The acidic pre-treatment may preferably be performed at a temperature in the range of 20-95°C (degrees Celsius), such as in the range of 30-85°C, e.g., in the range of 40- 75°C, such as in the range of 50-65°C, e.g., about 60°C.

The acidic pre-treatment may preferably be performed for a period in the range of 5-60 minutes, such as for a period of 15-45 minutes, e.g., for about 30 minutes. Obviously, the pre-treatment may be performed for even longer time, but without any significantly improved effect.

The alkaline pre-treatment (pre-treatment (b)) may be performed using a strong base. Strong bases may be bases which completely dissociate in water into the cation and OH- (hydroxide ion). In an embodiment of the present invention hydroxides of the Group I (alkali metals) and Group II (alkaline earth) metals are considered strong bases. In a further embodiment of the present invention the strong base may be selected from a hydroxide compound. Preferably, the strong base may be selected from the group consisting of NaOH (sodium hydroxide); LiOH (lithium hydroxide); KOH (potassium hydroxide); RbOH (rubidium hydroxide); CsOH (cesium hydroxide); Ca(OH) ₂ (calcium hydroxide); Sr(OH) ₂ (strontium hydroxide); and/or Ba(OH) ₂ (barium hydroxide).

In one embodiment of the present invention, the concentration of the base used in the alkaline pre-treatment may have a concentration in the range of 5-25 wt%, such as in the range of 8-20 wt% (weight percent), e.g., in the range of 9-15 wt%, such as about 10 wt% .

The alkaline pre-treatment may preferably be performed at a temperature in the range of 20-95°C, such as in the range of 30-90°C, e.g., in the range of 40-85°C, such as in the range of 60-75°C, e.g., about 70°C.

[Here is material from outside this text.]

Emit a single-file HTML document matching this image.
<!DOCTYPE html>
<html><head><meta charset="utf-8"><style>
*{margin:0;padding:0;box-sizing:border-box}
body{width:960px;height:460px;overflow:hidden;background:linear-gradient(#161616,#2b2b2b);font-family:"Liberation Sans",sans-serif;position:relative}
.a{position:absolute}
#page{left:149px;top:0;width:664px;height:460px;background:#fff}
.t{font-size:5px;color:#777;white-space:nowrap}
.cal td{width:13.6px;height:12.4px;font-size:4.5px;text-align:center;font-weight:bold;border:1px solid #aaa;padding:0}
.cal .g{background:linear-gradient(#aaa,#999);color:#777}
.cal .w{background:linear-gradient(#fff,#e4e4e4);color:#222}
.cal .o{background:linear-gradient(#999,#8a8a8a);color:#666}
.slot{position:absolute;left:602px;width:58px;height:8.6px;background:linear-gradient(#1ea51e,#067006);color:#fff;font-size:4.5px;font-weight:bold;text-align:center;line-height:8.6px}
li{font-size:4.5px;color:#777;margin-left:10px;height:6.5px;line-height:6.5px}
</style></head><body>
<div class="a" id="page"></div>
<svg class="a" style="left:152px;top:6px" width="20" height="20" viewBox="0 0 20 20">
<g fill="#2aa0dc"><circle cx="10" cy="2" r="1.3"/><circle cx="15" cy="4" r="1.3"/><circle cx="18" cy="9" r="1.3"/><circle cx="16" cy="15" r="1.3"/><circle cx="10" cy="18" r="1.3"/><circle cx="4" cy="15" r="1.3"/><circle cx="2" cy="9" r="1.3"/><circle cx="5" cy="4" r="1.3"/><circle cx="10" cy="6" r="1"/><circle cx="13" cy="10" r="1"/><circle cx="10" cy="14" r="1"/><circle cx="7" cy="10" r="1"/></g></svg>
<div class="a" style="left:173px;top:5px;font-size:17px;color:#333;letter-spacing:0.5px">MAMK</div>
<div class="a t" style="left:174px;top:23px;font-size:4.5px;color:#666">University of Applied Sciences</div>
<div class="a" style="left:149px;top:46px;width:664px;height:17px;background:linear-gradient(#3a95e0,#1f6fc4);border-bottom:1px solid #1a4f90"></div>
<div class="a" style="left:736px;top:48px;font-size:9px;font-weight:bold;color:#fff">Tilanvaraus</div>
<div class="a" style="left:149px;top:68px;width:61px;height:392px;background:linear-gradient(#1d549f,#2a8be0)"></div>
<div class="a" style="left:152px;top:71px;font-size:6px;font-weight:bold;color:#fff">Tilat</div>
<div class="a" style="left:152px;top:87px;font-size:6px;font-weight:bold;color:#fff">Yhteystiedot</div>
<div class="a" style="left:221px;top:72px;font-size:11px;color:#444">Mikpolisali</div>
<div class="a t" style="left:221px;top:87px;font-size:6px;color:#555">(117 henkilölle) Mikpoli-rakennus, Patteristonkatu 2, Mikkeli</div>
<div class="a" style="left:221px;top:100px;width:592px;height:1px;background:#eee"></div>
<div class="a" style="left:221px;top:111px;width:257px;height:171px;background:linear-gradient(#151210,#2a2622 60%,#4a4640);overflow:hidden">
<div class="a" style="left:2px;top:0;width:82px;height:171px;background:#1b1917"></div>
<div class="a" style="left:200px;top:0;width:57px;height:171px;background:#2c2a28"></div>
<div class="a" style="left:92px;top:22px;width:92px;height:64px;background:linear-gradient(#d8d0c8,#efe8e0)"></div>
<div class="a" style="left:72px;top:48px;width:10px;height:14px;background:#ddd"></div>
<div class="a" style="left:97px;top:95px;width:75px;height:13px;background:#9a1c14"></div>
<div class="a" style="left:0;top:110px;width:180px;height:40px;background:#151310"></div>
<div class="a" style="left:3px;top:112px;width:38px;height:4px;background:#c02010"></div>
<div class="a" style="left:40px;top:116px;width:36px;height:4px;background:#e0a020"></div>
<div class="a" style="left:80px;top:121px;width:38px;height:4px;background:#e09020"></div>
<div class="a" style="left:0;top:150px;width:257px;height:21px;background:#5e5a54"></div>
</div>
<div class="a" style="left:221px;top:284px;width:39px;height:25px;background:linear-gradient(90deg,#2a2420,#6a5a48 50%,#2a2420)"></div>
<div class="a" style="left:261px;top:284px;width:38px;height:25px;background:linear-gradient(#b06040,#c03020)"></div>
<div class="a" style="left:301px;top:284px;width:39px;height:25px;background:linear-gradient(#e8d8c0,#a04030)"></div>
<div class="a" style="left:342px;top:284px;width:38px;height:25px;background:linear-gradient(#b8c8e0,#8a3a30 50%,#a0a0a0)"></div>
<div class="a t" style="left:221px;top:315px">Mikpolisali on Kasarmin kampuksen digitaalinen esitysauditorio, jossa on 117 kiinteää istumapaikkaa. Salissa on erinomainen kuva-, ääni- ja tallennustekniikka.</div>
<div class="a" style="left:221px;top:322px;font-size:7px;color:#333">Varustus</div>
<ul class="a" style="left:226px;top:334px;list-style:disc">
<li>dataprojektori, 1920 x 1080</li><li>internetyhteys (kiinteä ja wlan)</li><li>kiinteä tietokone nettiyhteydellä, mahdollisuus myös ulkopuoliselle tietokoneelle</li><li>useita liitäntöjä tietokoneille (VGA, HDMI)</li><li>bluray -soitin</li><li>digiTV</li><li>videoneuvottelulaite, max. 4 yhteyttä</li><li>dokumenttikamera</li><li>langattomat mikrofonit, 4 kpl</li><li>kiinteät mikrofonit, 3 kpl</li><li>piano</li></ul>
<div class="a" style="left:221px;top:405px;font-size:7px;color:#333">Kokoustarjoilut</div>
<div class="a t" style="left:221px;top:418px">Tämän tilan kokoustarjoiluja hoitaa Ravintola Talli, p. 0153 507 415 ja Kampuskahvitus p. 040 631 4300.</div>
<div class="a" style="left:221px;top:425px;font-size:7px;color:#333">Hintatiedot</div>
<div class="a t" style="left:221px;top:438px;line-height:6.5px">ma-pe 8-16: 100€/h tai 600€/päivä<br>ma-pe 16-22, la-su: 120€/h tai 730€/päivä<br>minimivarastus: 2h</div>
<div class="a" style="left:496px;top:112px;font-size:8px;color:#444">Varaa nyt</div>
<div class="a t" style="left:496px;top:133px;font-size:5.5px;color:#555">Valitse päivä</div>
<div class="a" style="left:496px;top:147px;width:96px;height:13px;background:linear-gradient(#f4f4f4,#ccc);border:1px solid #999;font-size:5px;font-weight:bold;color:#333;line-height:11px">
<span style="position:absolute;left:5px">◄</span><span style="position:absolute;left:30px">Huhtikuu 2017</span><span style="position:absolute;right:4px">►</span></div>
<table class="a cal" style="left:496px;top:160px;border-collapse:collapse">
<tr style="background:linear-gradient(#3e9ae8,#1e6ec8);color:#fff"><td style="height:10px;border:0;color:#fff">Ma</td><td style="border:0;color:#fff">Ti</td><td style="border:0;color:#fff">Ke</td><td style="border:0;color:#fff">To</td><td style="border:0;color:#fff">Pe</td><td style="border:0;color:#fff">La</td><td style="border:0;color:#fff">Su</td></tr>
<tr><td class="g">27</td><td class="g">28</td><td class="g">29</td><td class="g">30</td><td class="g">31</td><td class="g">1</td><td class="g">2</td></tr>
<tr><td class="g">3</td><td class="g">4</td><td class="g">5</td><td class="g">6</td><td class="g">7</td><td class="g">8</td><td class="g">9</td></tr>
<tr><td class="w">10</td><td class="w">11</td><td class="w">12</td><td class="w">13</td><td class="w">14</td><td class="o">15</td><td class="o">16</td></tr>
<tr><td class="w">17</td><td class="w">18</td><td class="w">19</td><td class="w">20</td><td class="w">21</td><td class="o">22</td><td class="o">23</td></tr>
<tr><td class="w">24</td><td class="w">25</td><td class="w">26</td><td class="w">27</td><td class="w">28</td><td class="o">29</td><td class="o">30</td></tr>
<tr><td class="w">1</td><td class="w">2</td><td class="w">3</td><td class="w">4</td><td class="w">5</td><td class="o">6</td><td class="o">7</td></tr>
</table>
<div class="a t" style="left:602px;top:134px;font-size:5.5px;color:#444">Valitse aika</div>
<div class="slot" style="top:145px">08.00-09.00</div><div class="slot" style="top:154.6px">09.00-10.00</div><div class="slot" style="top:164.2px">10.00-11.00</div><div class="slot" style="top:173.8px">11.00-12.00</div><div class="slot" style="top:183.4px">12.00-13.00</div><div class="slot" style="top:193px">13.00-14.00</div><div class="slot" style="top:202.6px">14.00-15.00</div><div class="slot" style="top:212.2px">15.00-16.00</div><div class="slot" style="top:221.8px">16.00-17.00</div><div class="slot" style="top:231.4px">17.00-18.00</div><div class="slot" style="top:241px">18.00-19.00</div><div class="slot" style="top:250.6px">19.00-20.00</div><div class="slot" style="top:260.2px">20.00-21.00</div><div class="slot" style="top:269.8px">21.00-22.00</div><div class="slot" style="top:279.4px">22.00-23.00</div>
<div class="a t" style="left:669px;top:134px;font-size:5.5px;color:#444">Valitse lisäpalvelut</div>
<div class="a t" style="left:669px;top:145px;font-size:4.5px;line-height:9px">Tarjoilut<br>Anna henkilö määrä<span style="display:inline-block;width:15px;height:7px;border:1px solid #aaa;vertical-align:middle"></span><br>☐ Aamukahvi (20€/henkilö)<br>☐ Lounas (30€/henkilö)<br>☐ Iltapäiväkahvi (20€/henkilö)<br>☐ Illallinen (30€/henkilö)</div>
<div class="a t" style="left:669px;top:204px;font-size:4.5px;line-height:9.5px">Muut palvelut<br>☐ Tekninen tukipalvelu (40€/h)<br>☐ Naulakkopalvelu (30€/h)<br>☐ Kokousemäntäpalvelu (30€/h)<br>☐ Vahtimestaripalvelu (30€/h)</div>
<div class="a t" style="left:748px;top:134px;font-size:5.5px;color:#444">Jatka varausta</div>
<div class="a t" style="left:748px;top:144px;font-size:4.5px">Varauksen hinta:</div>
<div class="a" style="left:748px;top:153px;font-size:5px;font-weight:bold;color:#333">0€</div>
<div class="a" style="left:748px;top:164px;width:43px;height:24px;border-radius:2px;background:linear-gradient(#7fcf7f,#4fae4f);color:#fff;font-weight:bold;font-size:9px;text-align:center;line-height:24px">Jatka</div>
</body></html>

The alkaline pre-treatment may preferably be performed for a period in the range of 5-60 minutes, such as for a period of 15-45 minutes, e.g., for about 30 minutes.

The hydrogen peroxide pre-treatment (pre-treatment (c)) may be performed using a concentration of hydrogen peroxide in the range of 5-25 wt%, such as in the range of 8-20 wt%; e.g., in the range of 9-15 wt%, such as about 10 wt%.

The hydrogen peroxide pre-treatment (pre-treatment (c)) may include a base, preferably a strong base, e.g., a strong base as mentioned herein. Preferably, the hydrogen peroxide solution may have a concentration of strong base in the range of 5-25 wt%, such as in the range of 8-20 wt%, e.g., in the range of 9-15 wt%, such as about 10 wt%.

The hydrogen peroxide pre-treatment (pre-treatment (c)) may include a step of adjusting the pH-value of the hydrogen peroxide solution. Preferably, the pH-value of the hydrogen peroxide solution may be adjusted to a pH-value in the range of pH 9-14, such as in the range of pH 10-13; e.g., pH 12.

The hydrogen peroxide pre-treatment may preferably be performed at a temperature in the range of 20-95°Celsius (C), such as in the range of 30-90°C, e.g., in the range of 40- 85°C, such as in the range of 60-75°C, e.g., about 70°C.

The hydrogen peroxide pre-treatment may preferably be performed for a period in the range of 5-60 minutes, such as for a period of 15-45 minutes, e.g., for about 30 minutes. Obviously, the pre-treatment may be performed for even longer time, but without any significantly improved effect.

The acidic pre-treatment (pre-treatment (a)); the alkaline pre-treatment (pre-treatment (b)); and/or the hydrogen peroxide pre-treatment (pre-treatment (c)) may be supplemented with a chelating agent.

Preferably, the alkaline pre-treatment (pre-treatment (b)); and/or the hydrogen peroxide pre-treatment (pre-treatment (c)) may be supplemented with a chelating agent. Sodium carbonate has proven particularly efficient at dissolving silicate particles.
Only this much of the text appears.